Geography of Poverty: Matt Black Documents Downtrodden California
When we say a certain percentage of Americans can't find a particular place on a map, we're not just complaining about their ignorance of geography. Knowing where something is, being able to point at it -- this is a primary way of understanding a locale, seeing it not as an abstraction, but as a real place with real people.
Rural photographer Matt Black knows this phenomenon well. His Geography of Poverty series presents starkly compelling black-and-white photos from California's Central Valley, including Kern County. The project lives on Instagram, where he geotags each photo's location and often includes demographic info to help bring the message home. His account has over 65K followers.
"In a lot of ways, it's a condensed version of what I've been trying to do with photography from the beginning, which is to shoot the Central Valley and put these communities literally on the map," he says. "It's a very simple thing to say, 'Look, this is where it is,' but I think it connects things in a way that sometimes photography can struggle with, because photography is all about abstracting things and condensing things and making a very distinct visual statement, but sometimes that gets de-connected from reality."
Being able to see something on a map is a metaphor, but it's also a real feeling. "By linking the photo in this very concrete way, you say, 'Boom, here it is,'" he says. "'This is where Taft is, this is where Weedpatch is.'"
Taft and Weedpatch are both in Kern County, where 22.9 percent of people live below the poverty line.
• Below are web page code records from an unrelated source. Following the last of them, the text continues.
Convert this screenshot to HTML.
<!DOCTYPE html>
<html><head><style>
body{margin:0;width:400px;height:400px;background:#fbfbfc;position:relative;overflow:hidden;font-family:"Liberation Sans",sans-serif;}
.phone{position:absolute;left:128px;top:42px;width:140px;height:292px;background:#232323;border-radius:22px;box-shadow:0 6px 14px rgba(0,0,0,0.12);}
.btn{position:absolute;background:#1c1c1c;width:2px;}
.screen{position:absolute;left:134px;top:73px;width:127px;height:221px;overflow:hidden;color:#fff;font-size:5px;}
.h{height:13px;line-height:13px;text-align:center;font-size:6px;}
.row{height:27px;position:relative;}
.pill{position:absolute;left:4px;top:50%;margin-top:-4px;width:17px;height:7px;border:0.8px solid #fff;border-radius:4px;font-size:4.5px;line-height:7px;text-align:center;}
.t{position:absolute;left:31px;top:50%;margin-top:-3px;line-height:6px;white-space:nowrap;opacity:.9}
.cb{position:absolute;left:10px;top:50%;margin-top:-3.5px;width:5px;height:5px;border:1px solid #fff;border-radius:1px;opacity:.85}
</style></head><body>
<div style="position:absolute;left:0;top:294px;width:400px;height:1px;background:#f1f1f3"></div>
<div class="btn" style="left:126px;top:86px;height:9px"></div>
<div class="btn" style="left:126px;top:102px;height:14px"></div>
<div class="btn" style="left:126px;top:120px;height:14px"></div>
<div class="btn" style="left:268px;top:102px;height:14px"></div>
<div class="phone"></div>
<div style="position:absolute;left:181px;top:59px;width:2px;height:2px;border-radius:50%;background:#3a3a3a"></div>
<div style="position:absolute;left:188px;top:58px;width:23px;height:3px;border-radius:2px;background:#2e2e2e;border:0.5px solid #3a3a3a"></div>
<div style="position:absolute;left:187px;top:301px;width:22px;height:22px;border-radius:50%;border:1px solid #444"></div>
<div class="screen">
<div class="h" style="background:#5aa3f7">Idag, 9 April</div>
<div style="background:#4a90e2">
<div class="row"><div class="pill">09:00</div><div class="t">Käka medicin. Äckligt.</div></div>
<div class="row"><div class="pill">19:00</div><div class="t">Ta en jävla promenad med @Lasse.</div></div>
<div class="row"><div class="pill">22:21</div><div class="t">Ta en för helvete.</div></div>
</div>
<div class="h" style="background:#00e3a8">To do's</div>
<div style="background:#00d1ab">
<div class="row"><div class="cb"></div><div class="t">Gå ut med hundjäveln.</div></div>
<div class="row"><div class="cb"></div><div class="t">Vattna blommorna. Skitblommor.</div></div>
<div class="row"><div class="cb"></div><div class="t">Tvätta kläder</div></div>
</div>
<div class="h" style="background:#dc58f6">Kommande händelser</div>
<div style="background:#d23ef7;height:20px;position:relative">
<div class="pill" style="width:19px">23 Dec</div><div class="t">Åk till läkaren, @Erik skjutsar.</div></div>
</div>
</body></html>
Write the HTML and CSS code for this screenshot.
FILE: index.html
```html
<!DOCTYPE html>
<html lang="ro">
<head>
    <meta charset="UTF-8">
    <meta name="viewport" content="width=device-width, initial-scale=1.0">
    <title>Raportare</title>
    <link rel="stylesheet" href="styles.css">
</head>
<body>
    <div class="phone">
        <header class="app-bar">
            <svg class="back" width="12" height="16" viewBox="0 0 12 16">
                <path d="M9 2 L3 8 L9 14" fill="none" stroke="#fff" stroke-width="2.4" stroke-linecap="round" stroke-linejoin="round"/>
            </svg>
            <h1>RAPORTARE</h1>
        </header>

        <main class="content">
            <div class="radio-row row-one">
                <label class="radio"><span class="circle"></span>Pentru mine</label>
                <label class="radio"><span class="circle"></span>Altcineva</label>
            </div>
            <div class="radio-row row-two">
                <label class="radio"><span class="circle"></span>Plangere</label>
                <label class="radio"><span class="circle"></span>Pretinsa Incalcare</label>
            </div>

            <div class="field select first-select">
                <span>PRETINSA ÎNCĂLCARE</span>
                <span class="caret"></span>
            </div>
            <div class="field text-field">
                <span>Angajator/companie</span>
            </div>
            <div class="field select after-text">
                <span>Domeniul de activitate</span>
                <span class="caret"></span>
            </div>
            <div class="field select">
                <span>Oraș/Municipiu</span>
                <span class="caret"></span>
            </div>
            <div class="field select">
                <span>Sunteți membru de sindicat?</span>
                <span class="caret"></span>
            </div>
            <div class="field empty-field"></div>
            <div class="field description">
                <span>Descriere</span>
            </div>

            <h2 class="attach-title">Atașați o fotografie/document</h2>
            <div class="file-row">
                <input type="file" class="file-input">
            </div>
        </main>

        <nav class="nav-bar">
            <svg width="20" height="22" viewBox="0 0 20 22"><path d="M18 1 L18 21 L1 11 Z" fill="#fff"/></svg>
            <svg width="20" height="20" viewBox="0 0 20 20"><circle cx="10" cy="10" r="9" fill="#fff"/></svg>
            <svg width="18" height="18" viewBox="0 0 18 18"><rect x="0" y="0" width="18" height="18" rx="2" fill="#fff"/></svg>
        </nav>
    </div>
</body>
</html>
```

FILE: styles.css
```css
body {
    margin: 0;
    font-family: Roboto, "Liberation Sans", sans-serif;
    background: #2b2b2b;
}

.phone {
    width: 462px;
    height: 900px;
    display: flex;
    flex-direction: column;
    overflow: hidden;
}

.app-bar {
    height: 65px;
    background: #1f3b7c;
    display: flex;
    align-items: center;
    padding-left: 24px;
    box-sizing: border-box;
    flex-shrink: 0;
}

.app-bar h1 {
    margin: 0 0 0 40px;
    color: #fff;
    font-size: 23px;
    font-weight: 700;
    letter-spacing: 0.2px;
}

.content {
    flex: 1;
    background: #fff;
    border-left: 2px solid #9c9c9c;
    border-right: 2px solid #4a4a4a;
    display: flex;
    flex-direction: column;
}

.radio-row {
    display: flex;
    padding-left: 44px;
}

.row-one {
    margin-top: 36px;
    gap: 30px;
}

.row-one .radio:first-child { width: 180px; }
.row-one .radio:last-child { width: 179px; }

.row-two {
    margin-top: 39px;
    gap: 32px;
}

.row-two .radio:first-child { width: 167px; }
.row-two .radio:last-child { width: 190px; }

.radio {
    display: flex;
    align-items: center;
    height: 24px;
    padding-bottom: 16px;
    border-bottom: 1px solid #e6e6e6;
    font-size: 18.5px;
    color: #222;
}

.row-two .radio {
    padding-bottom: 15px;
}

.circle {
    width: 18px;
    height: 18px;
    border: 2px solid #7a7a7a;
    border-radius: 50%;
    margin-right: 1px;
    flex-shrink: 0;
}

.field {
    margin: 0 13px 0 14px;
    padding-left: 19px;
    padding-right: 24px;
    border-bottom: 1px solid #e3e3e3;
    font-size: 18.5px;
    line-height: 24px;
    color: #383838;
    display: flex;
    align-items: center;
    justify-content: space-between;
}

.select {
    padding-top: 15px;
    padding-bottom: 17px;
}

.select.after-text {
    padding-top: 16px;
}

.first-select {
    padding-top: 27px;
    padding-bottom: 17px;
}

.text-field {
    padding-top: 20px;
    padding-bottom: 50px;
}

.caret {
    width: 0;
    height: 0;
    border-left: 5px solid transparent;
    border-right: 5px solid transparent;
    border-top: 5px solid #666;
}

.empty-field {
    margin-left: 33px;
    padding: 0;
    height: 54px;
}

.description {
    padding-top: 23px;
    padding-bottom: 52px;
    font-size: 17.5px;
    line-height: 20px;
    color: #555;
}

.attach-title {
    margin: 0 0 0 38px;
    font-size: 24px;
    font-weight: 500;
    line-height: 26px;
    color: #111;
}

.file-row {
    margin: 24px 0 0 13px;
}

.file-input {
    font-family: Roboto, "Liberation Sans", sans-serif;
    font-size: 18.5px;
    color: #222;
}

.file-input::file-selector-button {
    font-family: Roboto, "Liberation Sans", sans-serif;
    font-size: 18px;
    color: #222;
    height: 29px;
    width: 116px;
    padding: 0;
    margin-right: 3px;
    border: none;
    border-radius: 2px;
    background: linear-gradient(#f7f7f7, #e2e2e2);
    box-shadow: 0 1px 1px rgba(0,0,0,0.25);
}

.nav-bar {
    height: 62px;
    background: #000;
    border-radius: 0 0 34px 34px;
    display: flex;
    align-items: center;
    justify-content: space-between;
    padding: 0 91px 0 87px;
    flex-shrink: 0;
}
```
Weedpatch's 2,658 residents have it particularly rough, with 46.8 percent below the line.
In 2013 the United States Census Bureau set the poverty level at $11,888 for an individual and $23,834 for a four-person household.
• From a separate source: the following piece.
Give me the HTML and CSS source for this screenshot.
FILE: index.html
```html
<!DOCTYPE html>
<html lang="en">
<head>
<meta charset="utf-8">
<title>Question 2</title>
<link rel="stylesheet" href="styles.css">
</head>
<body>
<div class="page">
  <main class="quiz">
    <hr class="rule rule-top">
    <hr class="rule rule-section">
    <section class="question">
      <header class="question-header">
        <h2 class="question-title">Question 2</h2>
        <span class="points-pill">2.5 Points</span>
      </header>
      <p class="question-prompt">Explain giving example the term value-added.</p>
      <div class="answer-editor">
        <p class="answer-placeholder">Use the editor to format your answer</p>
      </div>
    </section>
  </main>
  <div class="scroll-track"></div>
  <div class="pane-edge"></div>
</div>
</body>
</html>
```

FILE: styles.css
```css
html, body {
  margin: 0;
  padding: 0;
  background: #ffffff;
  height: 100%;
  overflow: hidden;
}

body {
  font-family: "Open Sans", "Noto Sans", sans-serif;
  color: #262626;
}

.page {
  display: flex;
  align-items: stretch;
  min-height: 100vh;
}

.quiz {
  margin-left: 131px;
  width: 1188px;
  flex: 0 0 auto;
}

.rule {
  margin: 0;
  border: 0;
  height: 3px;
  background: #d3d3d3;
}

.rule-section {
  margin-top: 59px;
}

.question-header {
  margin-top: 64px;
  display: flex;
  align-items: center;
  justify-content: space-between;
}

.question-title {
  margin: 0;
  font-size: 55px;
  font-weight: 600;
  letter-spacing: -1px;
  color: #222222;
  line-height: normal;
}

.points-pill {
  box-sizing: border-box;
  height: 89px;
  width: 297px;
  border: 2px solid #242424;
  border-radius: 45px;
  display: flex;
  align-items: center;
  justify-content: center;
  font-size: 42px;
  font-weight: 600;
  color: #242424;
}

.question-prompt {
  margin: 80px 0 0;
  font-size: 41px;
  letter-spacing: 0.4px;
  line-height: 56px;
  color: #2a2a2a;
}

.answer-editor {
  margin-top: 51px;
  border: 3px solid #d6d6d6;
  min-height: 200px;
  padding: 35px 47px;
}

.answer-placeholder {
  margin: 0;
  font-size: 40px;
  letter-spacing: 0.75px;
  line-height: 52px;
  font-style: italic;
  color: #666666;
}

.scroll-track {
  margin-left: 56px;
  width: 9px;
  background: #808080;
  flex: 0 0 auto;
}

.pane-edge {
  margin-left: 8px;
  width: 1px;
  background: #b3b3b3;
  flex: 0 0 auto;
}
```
These low income levels extend across the Central Valley.
"That's serious poverty with lifelong implications across the board," says Black. "And that's right here in California. Three hours away is Apple headquarters to the north. Three hours south is Los Angeles."
In Orange County, only 12.4 percent of people live below the poverty line, with the number creeping up to 17.8 percent in Los Angeles County. Santa Clara County, home to Apple headquarters, has 10.2 percent of residents below the line.
Black was born in the Central Valley, and he's seen the region's prospects dry up more and more in comparison to other places in California.
"The big, big, big change is water," he says, "and it's more than drought. It's been this steady, constant decline, how much water is available for agriculture... When I was a kid, there was just so much flood irrigating, literally just pouring water out on the ground, that you'd walk outside in the middle of summer, in July, and it'd be a hundred degrees outside, and it'd be humid from so much water evaporating. And that's gone."
Black has been documenting the region for 19 years, with photo essays appearing in The New Yorker, Mother Jones, and Vice, but his Instagram project might be bringing more attention to the issue than any traditional media outlet ever could.
The success broke through some of his initial skepticism with the medium: "When you think of Instagram, what you think of is food and puppies and kittens and whatever else. How are images of poverty going to be received on this?"
Judging from the interaction on his Instagram account and the attention the photos have received, the answer is definitely better than expected.
"It says something to me about humanity that people are willing to engage with this stuff in that way," he says. "Serious issues do have a future in this digital space we're creating."